## [SUPPLIED DATA]
○ ○ ○

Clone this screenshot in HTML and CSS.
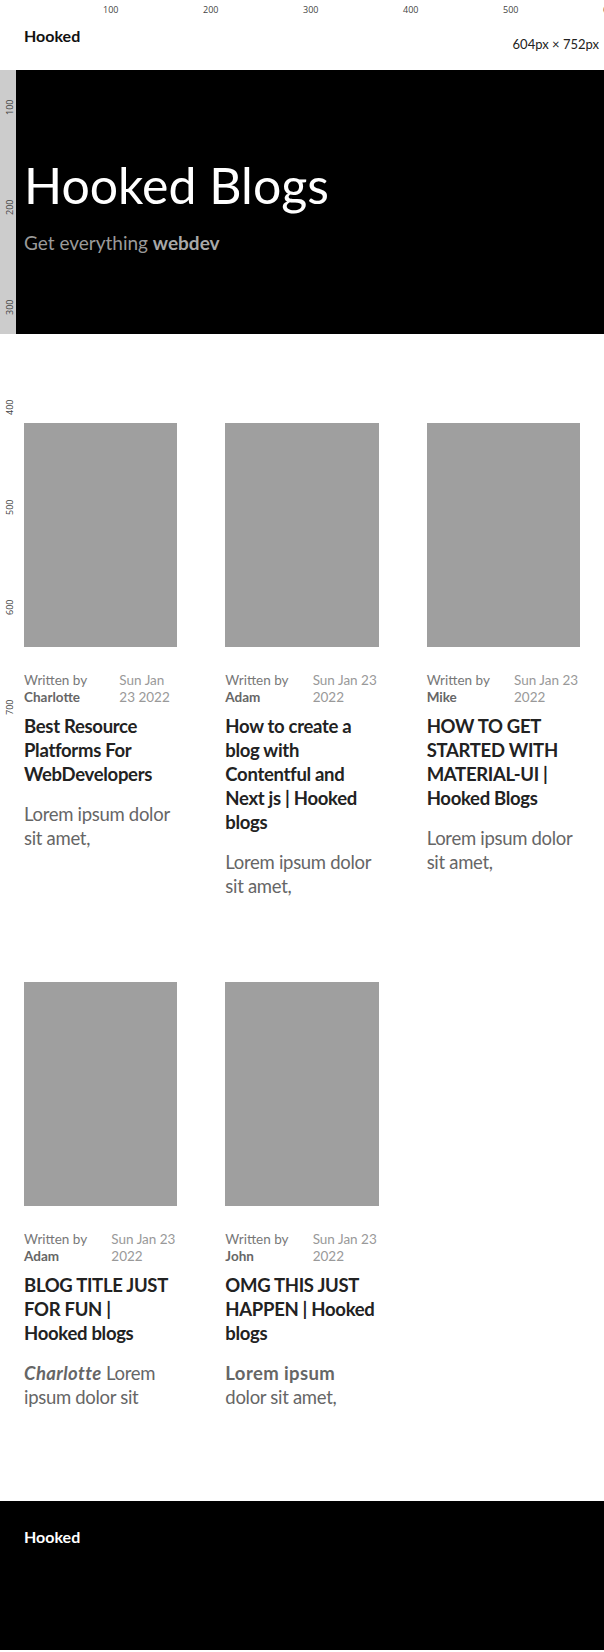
FILE: index.html
```html
<!DOCTYPE html>
<html lang="en">
<head>
<meta charset="utf-8">
<title>Hooked Blogs</title>
<link rel="stylesheet" href="styles.css">
</head>
<body>
<div class="ruler-top"><span>100</span><span>200</span><span>300</span><span>400</span><span>500</span><span>600</span></div>
<div class="ruler-left"><span>100</span><span>200</span><span>300</span><span>400</span><span>500</span><span>600</span><span>700</span></div>
<div class="viewport-size">604px × 752px</div>

<header class="nav"><span class="brand">Hooked</span></header>

<section class="hero">
  <h1 class="hero-title">Hooked Blogs</h1>
  <p class="hero-sub">Get everything <strong>webdev</strong></p>
</section>

<main class="posts">
  <article class="card">
    <div class="thumb"></div>
    <div class="meta">
      <div class="author"><span>Written by</span><strong>Charlotte</strong></div>
      <div class="date date-narrow">Sun Jan 23 2022</div>
    </div>
    <h2 class="card-title">Best Resource Platforms For WebDevelopers</h2>
    <p class="excerpt">Lorem ipsum dolor sit amet,</p>
  </article>
  <article class="card">
    <div class="thumb"></div>
    <div class="meta">
      <div class="author"><span>Written by</span><strong>Adam</strong></div>
      <div class="date">Sun Jan 23 2022</div>
    </div>
    <h2 class="card-title">How to create a blog with Contentful and Next js | Hooked blogs</h2>
    <p class="excerpt">Lorem ipsum dolor sit amet,</p>
  </article>
  <article class="card">
    <div class="thumb"></div>
    <div class="meta">
      <div class="author"><span>Written by</span><strong>Mike</strong></div>
      <div class="date">Sun Jan 23 2022</div>
    </div>
    <h2 class="card-title">HOW TO GET STARTED WITH MATERIAL-UI | Hooked Blogs</h2>
    <p class="excerpt">Lorem ipsum dolor sit amet,</p>
  </article>
  <article class="card">
    <div class="thumb"></div>
    <div class="meta">
      <div class="author"><span>Written by</span><strong>Adam</strong></div>
      <div class="date">Sun Jan 23 2022</div>
    </div>
    <h2 class="card-title">BLOG TITLE JUST FOR FUN | Hooked blogs</h2>
    <p class="excerpt"><strong><em>Charlotte</em></strong> Lorem ipsum dolor sit</p>
  </article>
  <article class="card">
    <div class="thumb"></div>
    <div class="meta">
      <div class="author"><span>Written by</span><strong>John</strong></div>
      <div class="date">Sun Jan 23 2022</div>
    </div>
    <h2 class="card-title">OMG THIS JUST HAPPEN | Hooked blogs</h2>
    <p class="excerpt"><strong>Lorem ipsum</strong> dolor sit amet,</p>
  </article>
</main>

<footer class="footer"><span class="brand">Hooked</span></footer>
</body>
</html>
```
FILE: styles.css
```css
* { box-sizing: border-box; }

body {
  margin: 0;
  font-family: Lato, "Open Sans", sans-serif;
  color: #222;
  background: #fff;
  position: relative;
}

/* devtools-like rulers overlay */
.ruler-top {
  position: absolute;
  top: 0;
  left: 0;
  width: 100%;
  height: 16px;
  display: flex;
  padding-left: 103px;
  font-family: "Open Sans", sans-serif;
  font-size: 9px;
  line-height: 1;
  color: #444;
  overflow: hidden;
  pointer-events: none;
}
.ruler-top span {
  flex: 0 0 100px;
  padding-top: 5px;
}

.ruler-left {
  position: absolute;
  top: 0;
  left: 0;
  width: 16px;
  height: 752px;
  background: rgba(255, 255, 255, 0.8);
  display: flex;
  flex-direction: column;
  padding-top: 100px;
  font-family: "Open Sans", sans-serif;
  font-size: 9px;
  line-height: 1;
  color: #444;
  pointer-events: none;
  z-index: 2;
}
.ruler-left span {
  flex: 0 0 100px;
  writing-mode: vertical-rl;
  transform: rotate(180deg);
  text-align: right;
  padding-right: 5px;
}

.viewport-size {
  position: absolute;
  top: 36px;
  right: 5px;
  font-size: 13px;
  color: #222;
}

.nav {
  height: 70px;
  display: flex;
  align-items: center;
  padding: 0 24px;
}
.brand {
  font-size: 16px;
  font-weight: 700;
  color: #111;
}

.hero {
  background: #000;
  height: 264px;
  display: flex;
  flex-direction: column;
  justify-content: center;
  padding: 4px 24px 0;
}
.hero-title {
  margin: 0;
  color: #fff;
  font-size: 50px;
  font-weight: 400;
  line-height: 1.2;
}
.hero-sub {
  margin: 16px 0 0;
  color: #9a9a9a;
  font-size: 19px;
}
.hero-sub strong { color: #a8a8a8; }

.posts {
  display: grid;
  grid-template-columns: repeat(3, 1fr);
  column-gap: 48px;
  row-gap: 68px;
  padding: 89px 24px 76px;
}

.card {
  display: flex;
  flex-direction: column;
}
.thumb {
  height: 224px;
  background: #9f9f9f;
}
.meta {
  display: flex;
  justify-content: space-between;
  margin-top: 25px;
  font-size: 13.5px;
  line-height: 17px;
}
.author {
  display: flex;
  flex-direction: column;
  color: #777;
  white-space: nowrap;
}
.author strong { color: #666; }
.date {
  flex: 0 0 66px;
  color: #999;
}
.date-narrow { flex-basis: 58px; }

.card-title {
  margin: 8px 0 0;
  font-size: 18.5px;
  font-weight: 700;
  line-height: 24px;
  letter-spacing: -0.3px;
  color: #222;
}
.excerpt {
  margin: 16px 0 16px;
  font-size: 18.5px;
  line-height: 24px;
  letter-spacing: -0.3px;
  color: #666;
}
.excerpt strong { letter-spacing: 0.4px; }

.footer {
  background: #000;
  height: 149px;
  padding: 26px 24px 0;
}
.footer .brand { color: #fff; }
```
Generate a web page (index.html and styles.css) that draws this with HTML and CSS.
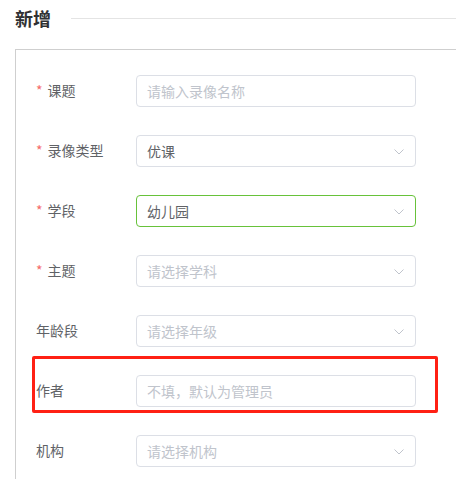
FILE: index.html
```html
<!DOCTYPE html>
<html lang="zh-CN">
<head>
    <meta charset="UTF-8">
    <meta name="viewport" content="width=device-width, initial-scale=1.0">
    <title>新增</title>
    <link rel="stylesheet" href="styles.css">
</head>
<body>
    <div class="page-head">
        <h2>新增</h2>
        <div class="head-line"></div>
    </div>

    <div class="panel">
        <form class="form">
            <div class="row">
                <label class="label required">课题</label>
                <div class="field"><input type="text" placeholder="请输入录像名称"></div>
            </div>
            <div class="row">
                <label class="label required">录像类型</label>
                <div class="field select"><input type="text" value="优课" readonly>
                    <svg class="arrow" viewBox="0 0 10 6"><polyline points="0.5,0.5 5,5 9.5,0.5"/></svg>
                </div>
            </div>
            <div class="row">
                <label class="label required">学段</label>
                <div class="field select focus"><input type="text" value="幼儿园" readonly>
                    <svg class="arrow" viewBox="0 0 10 6"><polyline points="0.5,0.5 5,5 9.5,0.5"/></svg>
                </div>
            </div>
            <div class="row">
                <label class="label required">主题</label>
                <div class="field select"><input type="text" placeholder="请选择学科" readonly>
                    <svg class="arrow" viewBox="0 0 10 6"><polyline points="0.5,0.5 5,5 9.5,0.5"/></svg>
                </div>
            </div>
            <div class="row">
                <label class="label">年龄段</label>
                <div class="field select"><input type="text" placeholder="请选择年级" readonly>
                    <svg class="arrow" viewBox="0 0 10 6"><polyline points="0.5,0.5 5,5 9.5,0.5"/></svg>
                </div>
            </div>
            <div class="row">
                <!-- 标注框 -->
                <div class="mark"></div>
                <label class="label">作者</label>
                <div class="field"><input type="text" placeholder="不填，默认为管理员"></div>
            </div>
            <div class="row">
                <label class="label">机构</label>
                <div class="field select"><input type="text" placeholder="请选择机构" readonly>
                    <svg class="arrow" viewBox="0 0 10 6"><polyline points="0.5,0.5 5,5 9.5,0.5"/></svg>
                </div>
            </div>
        </form>
    </div>
</body>
</html>
```

FILE: styles.css
```css
* {
    box-sizing: border-box;
}
body {
    margin: 0;
    overflow: hidden;
    background: #fff;
    font-family: "Noto Sans CJK SC", "Noto Sans", sans-serif;
    color: #606266;
}
.page-head {
    display: flex;
    align-items: center;
    height: 36px;
    padding-left: 15px;
}
.page-head h2 {
    margin: 0;
    font-size: 18px;
    font-weight: bold;
    color: #303133;
    line-height: 36px;
}
.head-line {
    flex: 1;
    height: 1px;
    margin-left: 20px;
    background: #e4e4e4;
}
/* 面板右侧和底部超出画面，不显示边框 */
.panel {
    margin: 13px 0 0 15px;
    border-top: 1px solid #cfcfcf;
    border-left: 1px solid #cfcfcf;
}
.form {
    padding: 25px 0 12px;
}
.row {
    position: relative;
    display: flex;
    align-items: center;
    height: 32px;
    margin-bottom: 28px;
}
.row:last-child {
    margin-bottom: 0;
}
.label {
    width: 120px;
    padding-left: 20px;
    font-size: 14px;
    line-height: 20px;
    margin-top: -2px;
    color: #606266;
}
.label.required::before {
    content: "*";
    color: #f56c6c;
    margin-right: 5px;
}
.field {
    position: relative;
    width: 280px;
    height: 32px;
}
.field input {
    width: 100%;
    height: 32px;
    padding: 0 30px 0 10px;
    border: 1px solid #dcdfe6;
    border-radius: 4px;
    font-family: inherit;
    font-size: 14px;
    color: #606266;
    outline: none;
    background: #fff;
}
.field input::placeholder {
    color: #c0c4cc;
}
.field.focus input {
    border-color: #67c23a;
}
.arrow {
    position: absolute;
    right: 12px;
    top: 14px;
    width: 10px;
    height: 6px;
    fill: none;
    stroke: #c0c4cc;
    stroke-width: 1;
}
.mark {
    position: absolute;
    left: 16px;
    top: -19px;
    width: 406px;
    height: 57px;
    border: 3px solid #ff2014;
    border-radius: 2px;
}
```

○ ○ ○

## [THE EXERCISE]
Look through the entries above and list every line containing "page".

## [EXERCISE SOLUTION]
Generate a web page (index.html and styles.css) that draws this with HTML and CSS.
    <div class="page-head">
.page-head {
.page-head h2 {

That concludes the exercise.